Turns out there are 10 more free releases at the dslobley Bandcamp page, going back to 2008’s rechnoy kon’, a collection of computer compositions where “A Drowning Moth” landed. Every one contains treasures — like the Lobley brothers’ 2009 collaboration, something dark indeed, andthe four-song 2018 release, Under a Plane Tree, on which Jay and Jason both guest — but none are nine gems in a row like this latest album.

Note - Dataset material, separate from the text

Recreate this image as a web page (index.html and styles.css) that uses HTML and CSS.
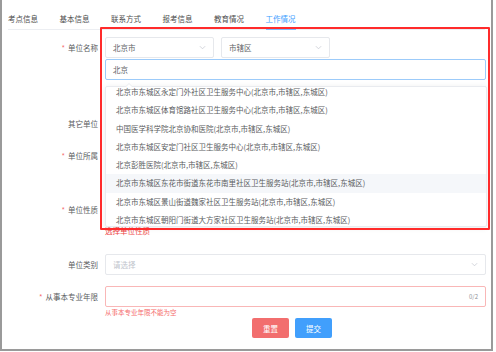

Derek also said he made no physical copies of Begemot, which is a bummer because he’s also a compelling visual artist, as the collaged cover of Plane Tree demonstrates.
The last two tracks on Begemot go even deeper. “Warm Here” is the most devastating song about homelessness I’ve ever heard, told from the perspective of a couple living in their vehicle who “didn’t plan ahead” for a blizzard and parking ban, and now worry their home will get towed.
“We could try the driveway at your dad’s, tonight,” Derek sings, almost lullaby softly. “He’s at work / He probably wouldn’t mind, tonight.” As with the most moving Metal Feathers songs, like “Tough” and “I Hold Her Up,” the details implied by the lyrics hit as hard as those that are sung.
Lastly, we reach “The End,” a lovely ballad pondering whether one’s death will come slowly or by surprise, spiked with an unsettling question. “I can’t escape from the fact that I was born to be prey / Somewhere on this lonely way,” goes yet another chorus of pure gold, twinned vocals beautifully intertwined. “It doesn’t matter how I act / The outcome’s gonna be the same / And somehow I have to be tame.”
“Oh, no,” Derek gently adds the last time the chorus comes around, and we’re left to wonder if this is an expression of resignation or rebellion. Living in a society that seems indifferent to your talents and even your life, where everything you’ve hoped and planned for falls apart, including love, should you quit or continue creating regardless of the response, knowing the ultimate outcome, death, is coming either way?
The very existence of this music answers that question emphatically.